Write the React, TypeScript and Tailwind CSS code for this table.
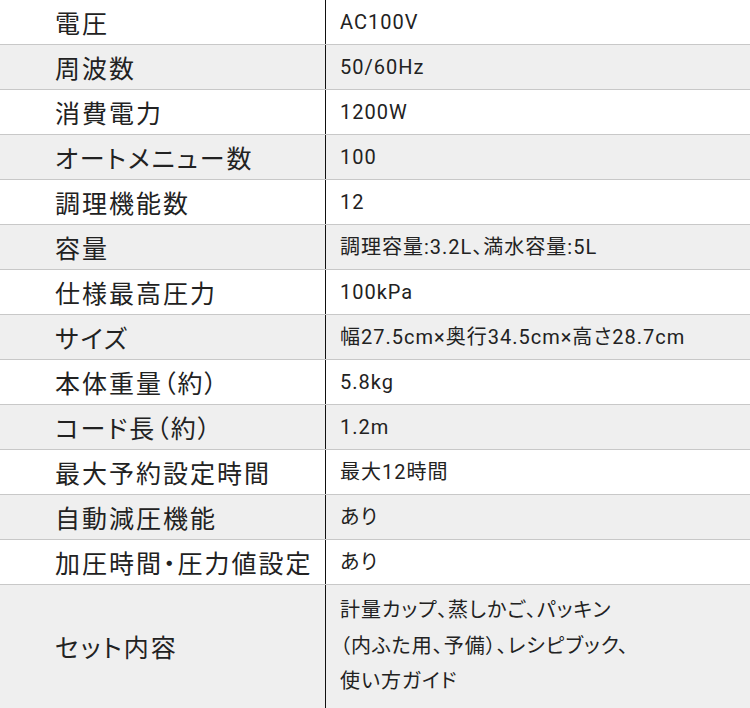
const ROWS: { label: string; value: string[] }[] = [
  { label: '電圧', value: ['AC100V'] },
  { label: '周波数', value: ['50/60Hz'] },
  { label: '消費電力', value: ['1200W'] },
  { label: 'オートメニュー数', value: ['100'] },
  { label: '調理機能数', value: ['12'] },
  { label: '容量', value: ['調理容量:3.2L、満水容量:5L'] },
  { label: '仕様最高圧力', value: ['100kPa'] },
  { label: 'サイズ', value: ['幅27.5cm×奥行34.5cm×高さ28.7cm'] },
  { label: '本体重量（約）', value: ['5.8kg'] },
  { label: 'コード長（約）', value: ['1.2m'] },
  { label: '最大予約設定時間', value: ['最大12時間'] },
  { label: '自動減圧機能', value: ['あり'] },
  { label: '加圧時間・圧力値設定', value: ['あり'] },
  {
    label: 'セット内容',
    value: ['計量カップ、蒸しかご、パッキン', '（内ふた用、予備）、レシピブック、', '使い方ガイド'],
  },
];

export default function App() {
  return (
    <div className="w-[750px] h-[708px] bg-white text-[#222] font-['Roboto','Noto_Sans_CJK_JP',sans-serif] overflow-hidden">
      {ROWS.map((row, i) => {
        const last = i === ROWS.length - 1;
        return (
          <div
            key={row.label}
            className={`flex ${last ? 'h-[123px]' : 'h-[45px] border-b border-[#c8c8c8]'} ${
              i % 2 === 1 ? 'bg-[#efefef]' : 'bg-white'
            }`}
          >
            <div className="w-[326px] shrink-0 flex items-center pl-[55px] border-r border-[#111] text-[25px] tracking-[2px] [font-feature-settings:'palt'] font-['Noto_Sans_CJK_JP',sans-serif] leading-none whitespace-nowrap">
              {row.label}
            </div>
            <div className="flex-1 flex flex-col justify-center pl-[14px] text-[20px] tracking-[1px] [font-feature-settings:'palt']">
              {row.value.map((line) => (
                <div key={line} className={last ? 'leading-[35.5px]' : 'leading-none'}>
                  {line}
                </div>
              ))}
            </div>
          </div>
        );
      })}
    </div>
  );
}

____________

What to work on:
Give the data above again in full and unchanged, skipping the pictures.

Result:
Write the React, TypeScript and Tailwind CSS code for this table.
const ROWS: { label: string; value: string[] }[] = [
  { label: '電圧', value: ['AC100V'] },
  { label: '周波数', value: ['50/60Hz'] },
  { label: '消費電力', value: ['1200W'] },
  { label: 'オートメニュー数', value: ['100'] },
  { label: '調理機能数', value: ['12'] },
  { label: '容量', value: ['調理容量:3.2L、満水容量:5L'] },
  { label: '仕様最高圧力', value: ['100kPa'] },
  { label: 'サイズ', value: ['幅27.5cm×奥行34.5cm×高さ28.7cm'] },
  { label: '本体重量（約）', value: ['5.8kg'] },
  { label: 'コード長（約）', value: ['1.2m'] },
  { label: '最大予約設定時間', value: ['最大12時間'] },
  { label: '自動減圧機能', value: ['あり'] },
  { label: '加圧時間・圧力値設定', value: ['あり'] },
  {
    label: 'セット内容',
    value: ['計量カップ、蒸しかご、パッキン', '（内ふた用、予備）、レシピブック、', '使い方ガイド'],
  },
];

export default function App() {
  return (
    <div className="w-[750px] h-[708px] bg-white text-[#222] font-['Roboto','Noto_Sans_CJK_JP',sans-serif] overflow-hidden">
      {ROWS.map((row, i) => {
        const last = i === ROWS.length - 1;
        return (
          <div
            key={row.label}
            className={`flex ${last ? 'h-[123px]' : 'h-[45px] border-b border-[#c8c8c8]'} ${
              i % 2 === 1 ? 'bg-[#efefef]' : 'bg-white'
            }`}
          >
            <div className="w-[326px] shrink-0 flex items-center pl-[55px] border-r border-[#111] text-[25px] tracking-[2px] [font-feature-settings:'palt'] font-['Noto_Sans_CJK_JP',sans-serif] leading-none whitespace-nowrap">
              {row.label}
            </div>
            <div className="flex-1 flex flex-col justify-center pl-[14px] text-[20px] tracking-[1px] [font-feature-settings:'palt']">
              {row.value.map((line) => (
                <div key={line} className={last ? 'leading-[35.5px]' : 'leading-none'}>
                  {line}
                </div>
              ))}
            </div>
          </div>
        );
      })}
    </div>
  );
}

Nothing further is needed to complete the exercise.